(Reuters) -Investment firm Sixth Street will acquire Enstar for $5.1 billion, in a deal backed by former Treasury Secretary Steven Mnuchin and billionaire J Christopher Flowers, the insurer said on Monday.
Sixth Street — an existing Enstar investor with a nearly 4.7% stake — will offer $338 per share in cash, implying about a 3% discount to the stock’s closing price on Friday. Shares of the insurer fell nearly 6%.
Insurers manage huge pools of capital, thanks to the premiums they collect from customers.
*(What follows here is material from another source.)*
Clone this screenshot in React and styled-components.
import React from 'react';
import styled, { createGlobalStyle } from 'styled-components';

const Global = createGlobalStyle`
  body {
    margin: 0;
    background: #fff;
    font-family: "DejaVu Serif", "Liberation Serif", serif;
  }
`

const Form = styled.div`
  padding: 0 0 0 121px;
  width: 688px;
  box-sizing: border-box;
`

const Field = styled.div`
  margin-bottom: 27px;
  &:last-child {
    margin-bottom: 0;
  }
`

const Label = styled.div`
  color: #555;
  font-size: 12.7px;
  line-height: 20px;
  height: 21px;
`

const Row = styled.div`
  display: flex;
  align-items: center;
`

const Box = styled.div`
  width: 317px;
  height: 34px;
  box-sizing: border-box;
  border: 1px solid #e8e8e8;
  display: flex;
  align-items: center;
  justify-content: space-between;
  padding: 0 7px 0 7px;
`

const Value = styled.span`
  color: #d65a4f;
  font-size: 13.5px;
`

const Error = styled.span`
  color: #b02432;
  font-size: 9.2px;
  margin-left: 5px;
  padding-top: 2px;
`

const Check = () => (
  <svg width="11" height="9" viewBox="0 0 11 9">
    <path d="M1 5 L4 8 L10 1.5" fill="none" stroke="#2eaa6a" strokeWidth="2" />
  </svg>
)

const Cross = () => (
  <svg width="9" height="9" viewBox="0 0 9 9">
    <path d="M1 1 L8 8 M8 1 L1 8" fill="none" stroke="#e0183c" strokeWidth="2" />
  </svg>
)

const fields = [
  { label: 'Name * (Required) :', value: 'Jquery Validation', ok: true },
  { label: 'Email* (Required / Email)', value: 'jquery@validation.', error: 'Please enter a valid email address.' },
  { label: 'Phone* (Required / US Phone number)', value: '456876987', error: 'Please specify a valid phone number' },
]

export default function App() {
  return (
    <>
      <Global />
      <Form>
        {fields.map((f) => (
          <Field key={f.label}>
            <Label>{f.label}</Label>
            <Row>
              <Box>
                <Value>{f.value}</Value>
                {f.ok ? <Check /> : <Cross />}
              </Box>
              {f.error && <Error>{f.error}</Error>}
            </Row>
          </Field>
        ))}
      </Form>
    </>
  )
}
They have emerged as a lucrative buyout target for asset-hungry private equity and alternative asset managers in the recent years.
Truist Financial completed the sale of its insurance brokerage business to an investor group, including Stone Point Capital and CD&R, in a $15.5 billion deal in May.
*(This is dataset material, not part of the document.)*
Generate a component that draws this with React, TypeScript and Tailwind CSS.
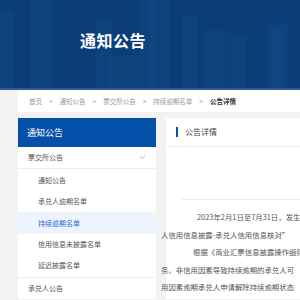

Such tie-ups can also boost the investment returns for insurers by allowing them to take advantage of the private equity firms’ expertise in navigating the financial markets.
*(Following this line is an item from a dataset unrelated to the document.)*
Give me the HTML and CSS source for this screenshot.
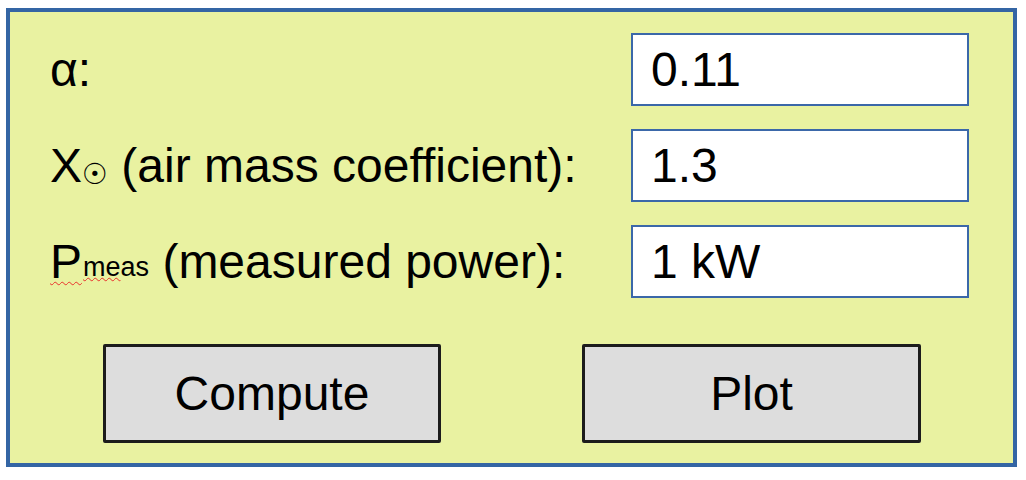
FILE: index.html
```html
<!DOCTYPE html>
<html>
<head>
<meta charset="utf-8">
<link rel="stylesheet" href="styles.css">
</head>
<body>
<div class="panel">
  <div class="rows">
    <div class="label">α:</div>
    <div class="field">0.11</div>
    <div class="label">X<span class="sun">☉</span> (air mass coefficient):</div>
    <div class="field">1.3</div>
    <div class="label"><span class="spell">P</span><span class="sub"><span class="spell">me</span>as</span> (measured power):</div>
    <div class="field">1 kW</div>
  </div>
  <div class="buttons">
    <div class="btn">Compute</div>
    <div class="btn">Plot</div>
  </div>
</div>
</body>
</html>
```

FILE: styles.css
```css
html, body {
  margin: 0;
  padding: 0;
  background: #ffffff;
}
body {
  font-family: "Liberation Sans", Arial, sans-serif;
  color: #000;
}
.panel {
  box-sizing: border-box;
  margin: 8px 0 0 6px;
  width: 1011px;
  height: 459px;
  border: 4px solid #3465a4;
  background: #e9f2a1;
  padding: 21px 44px 0 40px;
  display: flex;
  flex-direction: column;
}
.rows {
  display: grid;
  grid-template-columns: 1fr 338px;
  grid-auto-rows: 73px;
  row-gap: 23px;
}
.label {
  font-size: 48px;
  display: flex;
  align-items: center;
  white-space: pre;
}
.label > * {
  white-space: pre;
}
.field {
  box-sizing: border-box;
  background: #fff;
  border: 2px solid #3b68a9;
  font-size: 48px;
  padding-left: 18px;
  display: flex;
  align-items: center;
}
.sun {
  font-family: "DejaVu Sans", sans-serif;
  font-size: 29px;
  position: relative;
  top: 8px;
}
.sub {
  font-size: 27px;
  position: relative;
  top: 6px;
  margin-left: 1px;
}
.spell {
  text-decoration: underline wavy #e8322c;
  text-decoration-thickness: 1px;
  text-underline-offset: 3px;
}
.sub .spell {
  text-underline-offset: 1px;
}
.buttons {
  display: flex;
  gap: 141px;
  margin-top: 46px;
  padding-left: 53px;
}
.btn {
  box-sizing: border-box;
  width: 338px;
  height: 99px;
  background: #dddddd;
  border: 3px solid #1c1c1c;
  border-radius: 2px;
  font-size: 48px;
  display: flex;
  align-items: center;
  justify-content: center;
}
.btn + .btn {
  width: 339px;
}
```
Enstar said Mnuchin’s Liberty Strategic Capital, J.C. Flowers and other institutional investors have agreed to participate in the deal, expected to close in mid-2025.
The insurer is also allowed a 35-day “go-shop” period, expiring on Sept. 2, in which it can seek alternative acquisition offers.
Goldman is advising Enstar, while Ardea Partners, Barclays and J.P. Morgan Securities are the advisers to Sixth Street.
Sixth Street manages more than $75 billion of assets and has invested in businesses ranging from Airbnb to Bay FC, a professional women’s soccer franchise.
Separately, Enstar reported a 52% jump in its adjusted profit for the quarter ended June 30.